Probably, greatnan wink! I think there's a huge difference between knowledge of events that would help you win quizzes and more ethereal knowledge which is about ideas rather than facts, though facts can be useful in that field as well. I happen to think there is something called quiz knowledge. I think you probably have both kinds, which doesn't make you a snob, except when we want to tease you grin.

absentgrana Sun 08-Apr-12 06:44:22

jeni There was no tiramisu anywhere in the late 1960s. It's not a traditional Italian dessert; it was invented in the 1980s.

Greatnan Sun 08-Apr-12 07:44:30

One of the many pleasures of my visits to NZ is my daughter's tiramisu - in general I don't like sweet things, but the combination of alcohol, cream and coffee is irresistible. I might even have a go at making it myself now you have put it into my head!
Bags, I do agree about quiz knowledge. The Eggheads now treat the quiz as a job and spend many hours just learning lists. Memory is an odd, quirky, thing. I can remember reams of academic stuff from school/college days, but my sister can tell me conversations we had 40 years ago which I have entirely forgotten. (Mostly, the ones that show her in a good light!)

I found some of my teaching colleagues incredibly unsympathetic and hostile to my 'remedial' pupils,some or whom were coping with home lives that would reduce many of us to gibbering wrecks.
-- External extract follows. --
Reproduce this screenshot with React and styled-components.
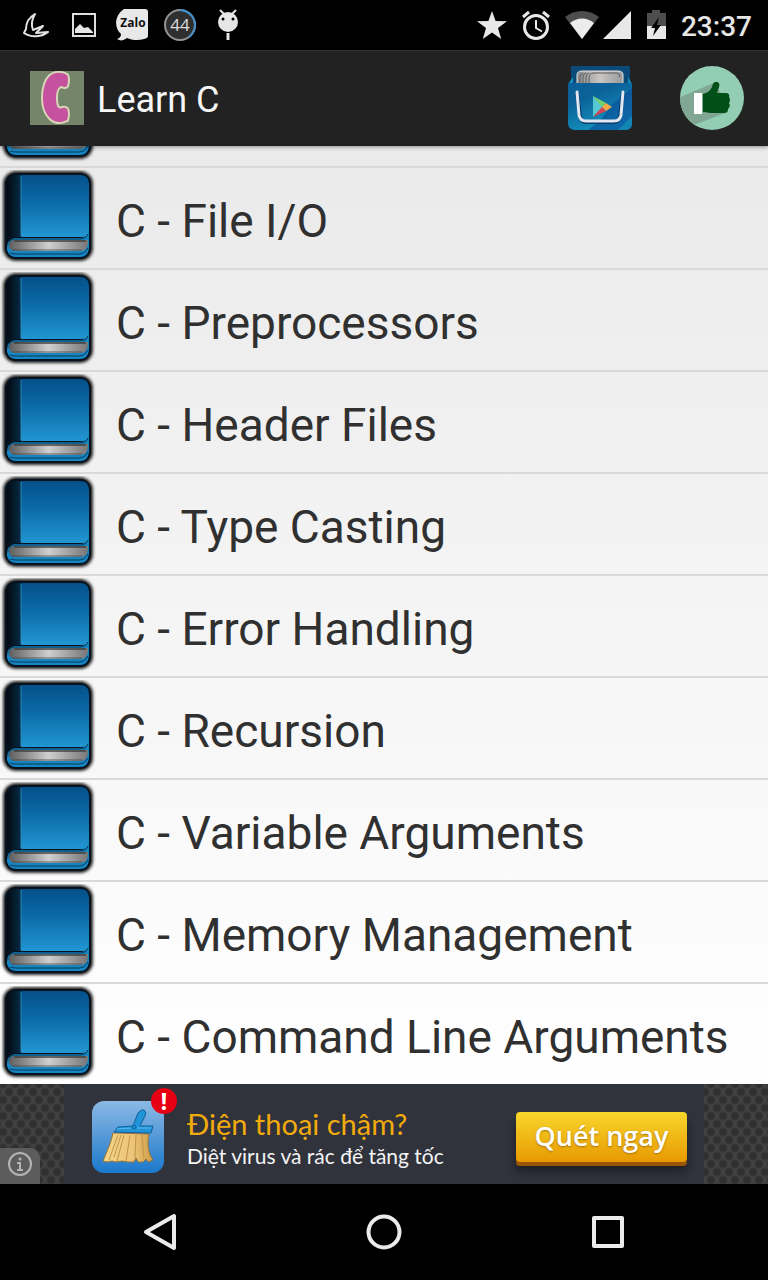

I found one of 'my' boys selling shoes on his uncle's stall at the local market. He offered to give me a discount of 5% and he was able to quote the reduced pricesinstantly. He was convinced he was useless at maths. They could also do instant subtraction when playing darts and some could work out the odds on a treble accumulator on the dogs. They used as much as they needed of anything they learned in school. The ethos of the school, whose head had only ever worked in a highly selective Christian Brothers grammar school before, was alien to them. My biggest problem was making them see how they could use what I could teach them in their own lives. At least I managed to get a good course on health, relationships and parenting past the Chairman of the governors, Father English! (Including methods of contraception). I wish some of my patronising colleagues could have listened to the wisdom and insights that they showed in discussions on these subjects which really mattered to them.

petallus Sun 08-Apr-12 08:07:10

Greatnan I'm putting up a challenge to your claim to have had as underprivileged a childhood as anyone here on the basis that your parents encouraged you to read widely and listen to classical music.

As for attitudes towards people who don't manage to retain much general knowledge, can't spell or speak properly, well one of the reasons I gave up the Guardian and struggle sometimes with Private Eye is the sniggering in both those publications by well-educated/public school types at others who have had poor/little education and who come from backgrounds where anything cultural is alien or actively discouraged.

Let's admit it, on the whole Gransnetters are a posh bunch smile

bagitha Sun 08-Apr-12 09:08:52

It's possible to become well-educated even when you come from a deprived background, as the rise of the middle class shows. Well-educated does not equal posh, nor does posh equal well-educated.I don't think it would help tomconfuse the two.